From Britain’s first known female football team sporting pantaloons tucked into shin pads, to figure skaters defying every last health and safety hazard on the ice in full length frocks, women faced an uphill battle to express themselves through sport, which threatened the conservative notions of femininity.

Victorian cricketers defied their ballooning skirts by bowling underarm, Lucy Smith and Pauline Ranken scaled the Salisbury Crags in full-length Victorian dresses and Marion Barone wore the first sleeveless leotard. As perceptions changed, skirts became shorter - even sleeker - before graduating to the triumphant trouser.

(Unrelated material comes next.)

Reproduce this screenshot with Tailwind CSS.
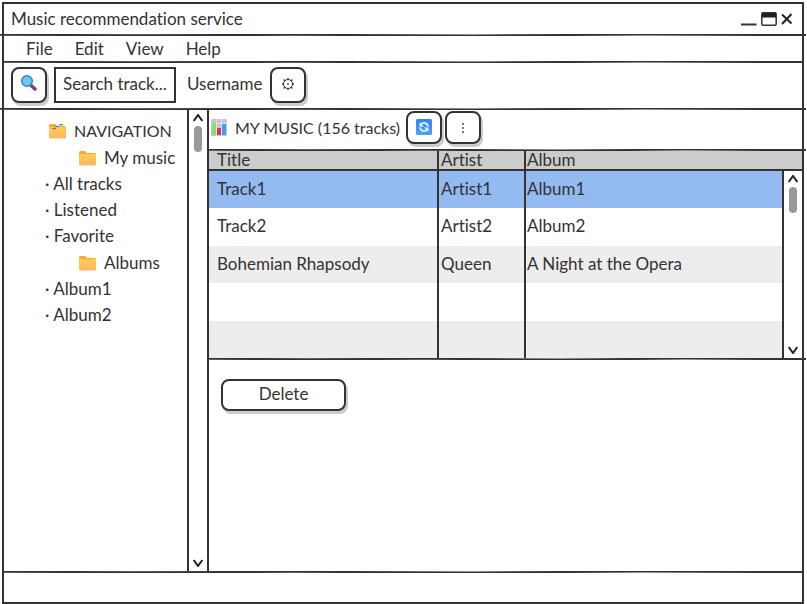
<!DOCTYPE html>
<html lang="en">
<head>
<meta charset="utf-8">
<meta name="viewport" content="width=device-width, initial-scale=1">
<title>Music recommendation service</title>
<script src="https://cdn.jsdelivr.net/npm/@tailwindcss/browser@4"></script>
</head>
<body class="bg-white text-[#333]">
<svg class="absolute h-0 w-0" aria-hidden="true">
  <defs>
    <linearGradient id="gold" x1="0" y1="0" x2="0" y2="1"><stop offset="0" stop-color="#ffcf4d"/><stop offset="1" stop-color="#ffb562"/></linearGradient>
    <linearGradient id="blue" x1="0" y1="0" x2="0" y2="1"><stop offset="0" stop-color="#2f86e8"/><stop offset="1" stop-color="#4ba0fa"/></linearGradient>
    <symbol id="folder" viewBox="0 0 17 16"><path d="M0 2.500Q0 1 1.500 1H6l2 2h7.500Q17 3 17 4.500V8H0z" fill="#f2ab30"/><path d="M0 5Q0 4 1 4h15q1 0 1 1v9q0 1.500-1.500 1.500h-14Q0 15.500 0 14z" fill="url(#gold)"/></symbol>
    <symbol id="line" viewBox="0 0 800 2" preserveAspectRatio="none"><path d="M0 .7 130 1.300 290 .8 470 1.500 640 .6 800 1.100" fill="none" stroke="#333" stroke-width="2"/></symbol>
  </defs>
</svg>
<div class="flex min-h-screen flex-col overflow-hidden pt-0.5 pl-0.5 pr-[3px] font-['Lato','Liberation_Sans',sans-serif] text-[17px] leading-5 [font-variant-ligatures:none]">
  <div class="flex grow flex-col border-2 border-[#333]">
    <header class="flex h-[30px] items-center justify-between pl-[7px] pr-[9px]">
      <h1>Music recommendation service</h1>
      <div class="flex items-center gap-1">
        <button aria-label="Minimize"><svg class="h-4 w-4" viewBox="0 0 16 16"><path d="M0 13.500h15.500" stroke="#333" stroke-width="2"/></svg></button>
        <button aria-label="Maximize"><svg class="h-4 w-4" viewBox="0 0 16 16"><rect x=".8" y="1.800" width="14.400" height="12.400" rx="1.200" fill="none" stroke="#333" stroke-width="1.500"/><path d="M1 2h14v4.500H1z" fill="#222"/></svg></button>
        <button aria-label="Close"><svg class="h-4 w-3" viewBox="0 0 12 16"><path d="m1 3.500 9.500 9m0-9.500L1 13" stroke="#222" stroke-width="2" fill="none"/></svg></button>
      </div>
    </header>
    <svg class="-mx-1 h-0.5 shrink-0 overflow-visible" aria-hidden="true"><use href="#line"/></svg>
    <nav class="flex h-[25px] items-center gap-[22px] px-[22px]" aria-label="Main menu">
      <button>File</button><button>Edit</button><button>View</button><button>Help</button>
    </nav>
    <svg class="h-0.5 shrink-0 overflow-visible" aria-hidden="true"><use href="#line"/></svg>
    <form class="flex h-[45px] items-center px-[7px] pb-0.5">
      <button type="button" aria-label="Search" class="grid h-9 w-9 place-items-center rounded-lg border-2 border-[#333] bg-white pb-1 shadow-[2px_3px_0_#ccc]">
        <svg class="h-[18px] w-[18px]" viewBox="0 0 18 18"><path d="m10.500 11 4.500 4" stroke="#7b3f86" stroke-width="3.600" stroke-linecap="round"/><circle cx="7" cy="7" r="5.300" fill="#5fcdf0" stroke="#4b79bd" stroke-width="1.500"/></svg>
      </button>
      <input type="text" aria-label="Search track" placeholder="Search track..." class="ml-[7px] h-9 w-[122px] border-2 border-[#333] bg-white pl-[7px] pb-0.5 placeholder:text-[#333] outline-none">
      <span class="ml-[11px] pb-0.5">Username</span>
      <button type="button" aria-label="Settings" class="ml-[7px] grid h-9 w-9 place-items-center rounded-lg border-2 border-[#333] bg-white pb-0.5 shadow-[2px_3px_0_#ccc]">
        <svg class="h-3.5 w-3.5" viewBox="0 0 14 14" fill="none" stroke="#333"><circle cx="7" cy="7" r="4.500"/><circle cx="7" cy="7" r=".5" fill="#333"/><path d="M7 1v1.500M7 11.500V13M1 7h1.500M11.500 7H13M2.500 2.500l1.200 1.200M10.300 10.300l1.200 1.200M11.500 2.500l-1.200 1.200M3.700 10.300l-1.200 1.200" stroke-width="1.300"/></svg>
      </button>
    </form>
    <svg class="-mx-1 h-0.5 shrink-0 overflow-visible" aria-hidden="true"><use href="#line"/></svg>
    <div class="flex grow">
      <aside class="flex w-[205px] shrink-0 border-r-2 border-[#333]">
        <ul class="grow pt-[7px] leading-[26px]">
          <li class="flex h-[27px] items-center gap-2 pl-[45px] text-base"><svg class="h-4 w-[17px]" viewBox="0 0 17 16" aria-hidden="true"><use href="#folder"/><path d="M3 5.500h4" stroke="#ee4f4f" stroke-width="1.300"/><path d="M6 3.500h4" stroke="#3e82d8" stroke-width="1.300"/><path d="M10 1.700h4" stroke="#3ea06a" stroke-width="1.300"/></svg>NAVIGATION</li>
          <li class="flex h-[27px] items-center gap-2 pl-[75px]"><svg class="h-4 w-[17px]" viewBox="0 0 17 16" aria-hidden="true"><use href="#folder"/></svg>My music</li>
          <li class="pl-[41px]">· All tracks</li>
          <li class="pl-[41px]">· Listened</li>
          <li class="pl-[41px]">· Favorite</li>
          <li class="flex h-[27px] items-center gap-2 pl-[75px]"><svg class="h-4 w-[17px]" viewBox="0 0 17 16" aria-hidden="true"><use href="#folder"/></svg>Albums</li>
          <li class="pl-[41px]">· Album1</li>
          <li class="pl-[41px]">· Album2</li>
        </ul>
        <div class="flex w-5 shrink-0 flex-col items-center border-l-2 border-[#333] py-1">
          <svg class="h-2 w-2.5" viewBox="0 0 10 8" fill="none" stroke="#222" stroke-width="2"><path d="m.7 7 4.300-6 4.300 6"/></svg>
          <div class="mt-1 h-[26px] w-2 rounded-full bg-[#999]"></div>
          <svg class="mt-auto h-2 w-2.5" viewBox="0 0 10 8" fill="none" stroke="#222" stroke-width="2"><path d="m.7 1 4.300 6 4.300-6"/></svg>
        </div>
      </aside>
      <main class="flex min-w-0 grow flex-col">
        <div class="flex h-[39px] items-center pb-1 pl-0.5">
          <svg class="h-[17px] w-4 shrink-0" viewBox="0 0 16 17"><rect width="16" height="17" rx="1" fill="#c9c4d0"/><path d="M0 4.500h16M5.500 0v17M10.500 0v17" stroke="#eee" stroke-width=".7"/><path d="M1 4h4v12H1z" fill="#84e45b"/><path d="M6 9h4v7H6z" fill="#df2a70"/><path d="M11 5h4v11h-4z" fill="#35a4e8"/></svg>
          <h2 class="ml-2 min-w-[171px] whitespace-nowrap text-base">MY MUSIC (156 tracks)</h2>
          <button aria-label="Refresh" class="grid h-[33px] w-9 place-items-center rounded-lg border-2 border-[#333] bg-white pb-0.5 shadow-[2px_3px_0_#ccc]">
            <svg class="h-4 w-4" viewBox="0 0 16 16"><rect width="16" height="16" rx="1.500" fill="url(#blue)"/><path d="M12 7.500C11.500 3.500 7 3 5 5.500M4 8.500c.5 4 5 4.500 7 2" stroke="#e4f1ff" stroke-width="1.800" fill="none"/><path d="M3.500 3v4.500H8zM12.500 13V8.500H8z" fill="#e4f1ff"/></svg>
          </button>
          <button aria-label="More" class="ml-[3px] grid h-[33px] w-9 place-items-center rounded-lg border-2 border-[#333] bg-white shadow-[2px_3px_0_#ccc]">
            <svg class="h-3 w-1" viewBox="0 0 4 12" fill="#333"><circle cx="2" cy="2" r=".9"/><circle cx="2" cy="6" r=".9"/><circle cx="2" cy="10" r=".9"/></svg>
          </button>
        </div>
        <svg class="-mr-1 h-0.5 shrink-0 overflow-visible" aria-hidden="true"><use href="#line"/></svg>
        <table class="w-full table-fixed border-separate border-spacing-0 text-left">
          <colgroup><col class="w-[230px]"><col class="w-[87px]"><col><col class="w-5"></colgroup>
          <thead class="bg-[#ccc]">
            <tr class="h-5">
              <th class="border-r-2 border-b-2 border-[#333] p-0 pl-2 leading-[18px] font-normal">Title</th>
              <th class="border-r-2 border-b-2 border-[#333] p-0 pl-0.5 leading-[18px] font-normal">Artist</th>
              <th class="border-b-2 border-[#333] p-0 pl-px leading-[18px] font-normal">Album</th>
              <td class="border-b-2 border-[#333] p-0"></td>
            </tr>
          </thead>
          <tbody>
            <tr class="h-[37px] bg-[#94baf2]">
              <td class="border-r-2 border-[#333] p-0 pb-0.5 pl-2">Track1</td><td class="border-r-2 border-[#333] p-0 pb-0.5 pl-0.5">Artist1</td><td class="p-0 pb-0.5 pl-px">Album1</td>
              <td rowspan="5" class="border-l-2 border-[#333] bg-white p-0">
                <div class="flex h-[187px] flex-col items-center py-1">
                  <svg class="h-2 w-2.5" viewBox="0 0 10 8" fill="none" stroke="#222" stroke-width="2"><path d="m.7 7 4.300-6 4.300 6"/></svg>
                  <div class="mt-1 h-[26px] w-2 rounded-full bg-[#999]"></div>
                  <svg class="mt-auto h-2 w-2.5" viewBox="0 0 10 8" fill="none" stroke="#222" stroke-width="2"><path d="m.7 1 4.300 6 4.300-6"/></svg>
                </div>
              </td>
            </tr>
            <tr class="h-[38px]"><td class="border-r-2 border-[#333] p-0 pb-0.5 pl-2">Track2</td><td class="border-r-2 border-[#333] p-0 pb-0.5 pl-0.5">Artist2</td><td class="p-0 pb-0.5 pl-px">Album2</td></tr>
            <tr class="h-[37px] bg-[#ededed]"><td class="border-r-2 border-[#333] p-0 pb-0.5 pl-2">Bohemian Rhapsody</td><td class="border-r-2 border-[#333] p-0 pb-0.5 pl-0.5">Queen</td><td class="p-0 pb-0.5 pl-px">A Night at the Opera</td></tr>
            <tr class="h-[38px]"><td class="border-r-2 border-[#333] p-0"></td><td class="border-r-2 border-[#333] p-0"></td><td class="p-0"></td></tr>
            <tr class="h-[37px] bg-[#ededed]"><td class="border-r-2 border-[#333] p-0"></td><td class="border-r-2 border-[#333] p-0"></td><td class="p-0"></td></tr>
          </tbody>
        </table>
        <svg class="-mr-1 h-0.5 shrink-0 overflow-visible" aria-hidden="true"><use href="#line"/></svg>
        <button class="mt-[19px] ml-3 h-8 w-[125px] rounded-lg border-2 border-[#333] bg-white pb-0.5 shadow-[2px_3px_0_#ccc]">Delete</button>
      </main>
    </div>
    <svg class="h-0.5 shrink-0 overflow-visible" aria-hidden="true"><use href="#line"/></svg>
    <footer class="h-[29px] shrink-0"></footer>
  </div>
</div>
</body>
</html>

“The growth of women’s sport during the late 19th century and early 20th century was often considered problematic, and the clothes that women wore to participate in these activities were perceived as part of the problem,” said Fiona Skillen, a senior lecturer in history at Glasgow Caledonian University. “By the end of the 20th century, many more women were playing sports and access to facilities had increased, in many ways the challenge of what to wear, and the debates over what was thought to be appropriate, are very much part of the story of modern women's sport.”

Fiona Tomas explores how clothes have played a vital and intriguing role in the evolution of women’s sportswear.

1875

Hooped skirts made it impossible for women cricketers to bowl underarm, which meant they delivered the ball from waist-high known as ‘round-arm bowling’. Legend has it the technique was pioneered by Kent player Christina Willes which led to the overarm bowling that exists today.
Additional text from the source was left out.